-- Goal --
Each line of the listing must be transcribed exactly, except for the images, which should be excluded.

----------------------------------------

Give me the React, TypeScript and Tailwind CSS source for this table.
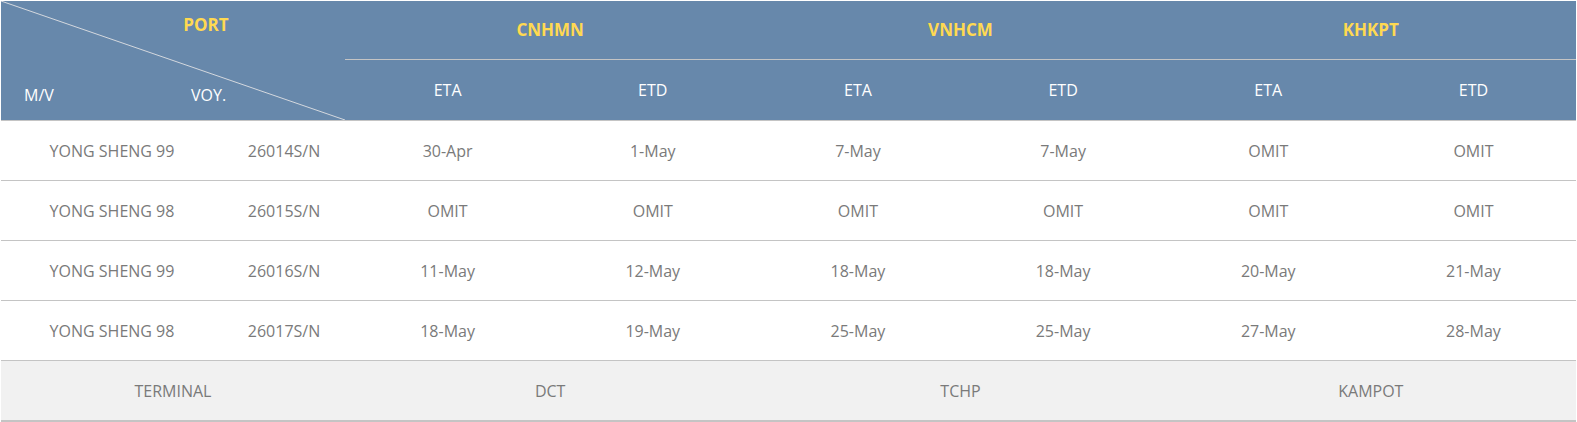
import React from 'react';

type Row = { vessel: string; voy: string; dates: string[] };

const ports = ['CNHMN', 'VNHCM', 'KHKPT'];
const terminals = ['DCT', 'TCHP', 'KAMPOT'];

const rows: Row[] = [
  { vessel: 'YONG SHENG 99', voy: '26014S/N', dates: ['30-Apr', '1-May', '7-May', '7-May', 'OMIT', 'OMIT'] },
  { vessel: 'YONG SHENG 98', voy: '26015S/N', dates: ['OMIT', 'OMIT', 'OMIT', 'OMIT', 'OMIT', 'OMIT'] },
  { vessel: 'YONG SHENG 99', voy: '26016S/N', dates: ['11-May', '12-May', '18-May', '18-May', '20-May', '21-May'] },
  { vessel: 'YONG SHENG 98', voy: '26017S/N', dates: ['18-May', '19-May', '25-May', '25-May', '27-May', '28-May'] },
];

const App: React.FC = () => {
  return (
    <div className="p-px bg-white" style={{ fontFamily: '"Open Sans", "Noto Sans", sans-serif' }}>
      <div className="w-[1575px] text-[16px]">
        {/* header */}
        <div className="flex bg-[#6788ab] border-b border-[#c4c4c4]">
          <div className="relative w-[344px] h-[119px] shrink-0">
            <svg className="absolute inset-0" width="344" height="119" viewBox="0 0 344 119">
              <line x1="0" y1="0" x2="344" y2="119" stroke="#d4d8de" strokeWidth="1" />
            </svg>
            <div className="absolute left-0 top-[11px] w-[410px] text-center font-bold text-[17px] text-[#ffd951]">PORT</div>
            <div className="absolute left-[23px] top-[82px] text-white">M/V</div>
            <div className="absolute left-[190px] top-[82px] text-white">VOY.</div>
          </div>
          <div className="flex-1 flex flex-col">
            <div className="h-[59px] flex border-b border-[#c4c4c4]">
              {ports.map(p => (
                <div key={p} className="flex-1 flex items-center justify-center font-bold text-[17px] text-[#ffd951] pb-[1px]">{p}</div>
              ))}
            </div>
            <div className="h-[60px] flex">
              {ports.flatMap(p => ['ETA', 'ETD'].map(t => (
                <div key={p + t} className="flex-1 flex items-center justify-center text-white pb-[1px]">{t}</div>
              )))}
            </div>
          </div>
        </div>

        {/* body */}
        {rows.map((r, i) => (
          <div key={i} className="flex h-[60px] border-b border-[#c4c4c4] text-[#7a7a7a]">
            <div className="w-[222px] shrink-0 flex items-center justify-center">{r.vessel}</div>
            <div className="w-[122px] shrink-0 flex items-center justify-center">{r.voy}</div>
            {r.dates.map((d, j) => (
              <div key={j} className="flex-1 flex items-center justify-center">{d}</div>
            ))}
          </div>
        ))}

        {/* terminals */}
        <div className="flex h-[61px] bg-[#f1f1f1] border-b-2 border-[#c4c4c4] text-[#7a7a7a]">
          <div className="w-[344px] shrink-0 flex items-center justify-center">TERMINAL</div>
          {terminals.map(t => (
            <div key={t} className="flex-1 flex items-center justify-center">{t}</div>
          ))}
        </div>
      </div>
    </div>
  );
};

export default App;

----------------------------------------

-- Response to this task --
Give me the React, TypeScript and Tailwind CSS source for this table.
import React from 'react';

type Row = { vessel: string; voy: string; dates: string[] };

const ports = ['CNHMN', 'VNHCM', 'KHKPT'];
const terminals = ['DCT', 'TCHP', 'KAMPOT'];

const rows: Row[] = [
  { vessel: 'YONG SHENG 99', voy: '26014S/N', dates: ['30-Apr', '1-May', '7-May', '7-May', 'OMIT', 'OMIT'] },
  { vessel: 'YONG SHENG 98', voy: '26015S/N', dates: ['OMIT', 'OMIT', 'OMIT', 'OMIT', 'OMIT', 'OMIT'] },
  { vessel: 'YONG SHENG 99', voy: '26016S/N', dates: ['11-May', '12-May', '18-May', '18-May', '20-May', '21-May'] },
  { vessel: 'YONG SHENG 98', voy: '26017S/N', dates: ['18-May', '19-May', '25-May', '25-May', '27-May', '28-May'] },
];

const App: React.FC = () => {
  return (
    <div className="p-px bg-white" style={{ fontFamily: '"Open Sans", "Noto Sans", sans-serif' }}>
      <div className="w-[1575px] text-[16px]">
        {/* header */}
        <div className="flex bg-[#6788ab] border-b border-[#c4c4c4]">
          <div className="relative w-[344px] h-[119px] shrink-0">
            <svg className="absolute inset-0" width="344" height="119" viewBox="0 0 344 119">
              <line x1="0" y1="0" x2="344" y2="119" stroke="#d4d8de" strokeWidth="1" />
            </svg>
            <div className="absolute left-0 top-[11px] w-[410px] text-center font-bold text-[17px] text-[#ffd951]">PORT</div>
            <div className="absolute left-[23px] top-[82px] text-white">M/V</div>
            <div className="absolute left-[190px] top-[82px] text-white">VOY.</div>
          </div>
          <div className="flex-1 flex flex-col">
            <div className="h-[59px] flex border-b border-[#c4c4c4]">
              {ports.map(p => (
                <div key={p} className="flex-1 flex items-center justify-center font-bold text-[17px] text-[#ffd951] pb-[1px]">{p}</div>
              ))}
            </div>
            <div className="h-[60px] flex">
              {ports.flatMap(p => ['ETA', 'ETD'].map(t => (
                <div key={p + t} className="flex-1 flex items-center justify-center text-white pb-[1px]">{t}</div>
              )))}
            </div>
          </div>
        </div>

        {/* body */}
        {rows.map((r, i) => (
          <div key={i} className="flex h-[60px] border-b border-[#c4c4c4] text-[#7a7a7a]">
            <div className="w-[222px] shrink-0 flex items-center justify-center">{r.vessel}</div>
            <div className="w-[122px] shrink-0 flex items-center justify-center">{r.voy}</div>
            {r.dates.map((d, j) => (
              <div key={j} className="flex-1 flex items-center justify-center">{d}</div>
            ))}
          </div>
        ))}

        {/* terminals */}
        <div className="flex h-[61px] bg-[#f1f1f1] border-b-2 border-[#c4c4c4] text-[#7a7a7a]">
          <div className="w-[344px] shrink-0 flex items-center justify-center">TERMINAL</div>
          {terminals.map(t => (
            <div key={t} className="flex-1 flex items-center justify-center">{t}</div>
          ))}
        </div>
      </div>
    </div>
  );
};

export default App;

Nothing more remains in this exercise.